# Feature Engineering: Profanity

There are several options for detecting profanity. Three prominent ones are

   - [x] [profanity-filter](#https://pypi.org/project/profanity-filter/): a sophisticated, word-list-based package with boolean methods like is_profane
   - [ ] [profanity-check](#https://pypi.org/project/alt-profanity-check/): a model-based approach to profanity detection compatible with spaCy
   - [ ] [better-profanity](#https://pypi.org/project/better-profanity/): another list-based approach, though less accurate than profanity-filter
   
profanity-filter is the most appropriate for this project. While a model-based approach is appealing, it's more likely to identify words or sentences as profane because the sentence has the structure of an insult. For instance, if a comedian says, "That guy is a dingleberry," profanity-check would flag it as profane, while profanity-filter would not.

## import

In [None]:
import pickle
import numpy as np
import pandas as pd
from datetime import date
import json
from tqdm.notebook import tqdm

import re
from collections import Counter, defaultdict

import nltk
from nltk.corpus import stopwords
from nltk.tokenize import word_tokenize, sent_tokenize, regexp_tokenize
from nltk.stem.wordnet import WordNetLemmatizer
import gensim
from gensim.corpora.dictionary import Dictionary
from gensim.models import Phrases

from profanityfilter import ProfanityFilter

In [None]:
sw = stopwords.words("english")

In [None]:
with open(f'../data/metascripts/metascript_df_ws.pickle', 'rb') as file:
    metascripts = pickle.load(metascripts)

## prepare the data

In [None]:
descriptions = list(metascripts['description'].values())
scripts = list(metascripts['transcript'].values())
scripts_dict = zip(descriptions, scripts)

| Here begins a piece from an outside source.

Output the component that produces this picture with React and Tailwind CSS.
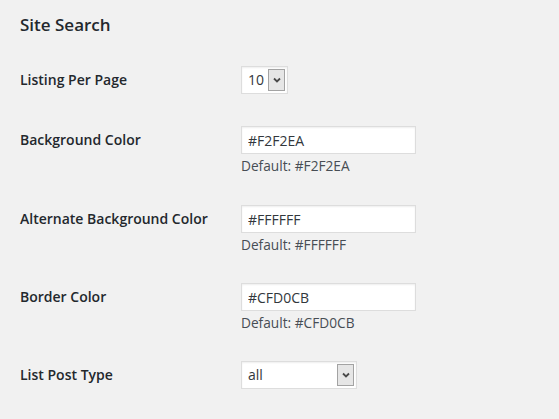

## profanity detection, frequency, and proportion

In [None]:
pf = ProfanityFilter()
tok_scripts = [regexp_tokenize(transcript, r"\b[a-zA-Z'\w\-\*]+\b") for transcript in scripts]
tok_scripts_lc = [[token.lower() for token in script] for script in tok_scripts]
word_counts = [Counter(token for token in script) for script in tok_scripts_lc]

In [None]:
dictionary = Dictionary(tok_scripts_lc)
corpus = [dictionary.doc2bow(script) for script in tok_scripts_lc]

In [None]:
corpus_overall_counts = {}
for bow in tqdm(corpus):
    for id, count in bow:
        if dictionary[id] in corpus_overall_counts.keys():
            corpus_overall_counts[dictionary[id]] += count
        else:
            corpus_overall_counts[dictionary[id]] = count

In [None]:
profane_dict = {word: pf.is_profane(word) for word in tqdm(corpus_overall_counts)}

In [None]:
with open('../data/profanity_booleans_no_lemma.pickle', 'wb') as file:
    pickle.dump(profane_dict, file)
    
with open('../data/profanity_booleans_no_lemma.pickle', 'rb') as file:
    profane_dict = pickle.load(file)

In [None]:
profanity_counts = {description: {word:count for word, count in script_counts.items() if profane_dict[word]} for script_counts, description in zip(word_counts,descriptions)}

In [None]:
profane_words = [sum(words.values()) for description, words in profanity_counts.items()]
total_words = [sum(script_word_counts.values()) for script_word_counts in word_counts]
profane_proportion = [profane/total for profane, total in zip(profane_words, total_words)]
profane_per_sent = [profane/sent_count for profane, sent_count in zip(profane_words, sent_counts)]
profane_per_min = [profane/minutes for profane, minutes in zip(profane_words, metascripts['runtimeMins'].values)]

In [None]:
metascripts['profane count'] = profane_words
metascripts['profane proportion'] = profane_proportion
metascripts['profanity per sentence'] = profane_per_sent
metascripts['profanity per minute'] = profane_per_min

## pickle updated metascripts

In [None]:
with open('../data/metascripts_df_profanity.pickle', 'wb') as file:
    pickle.dump(metascripts, file)

## explore

In [None]:
px.box(metascripts, x = 'profanity per minute', hover_data = ['description', 'profane count'], points = 'all')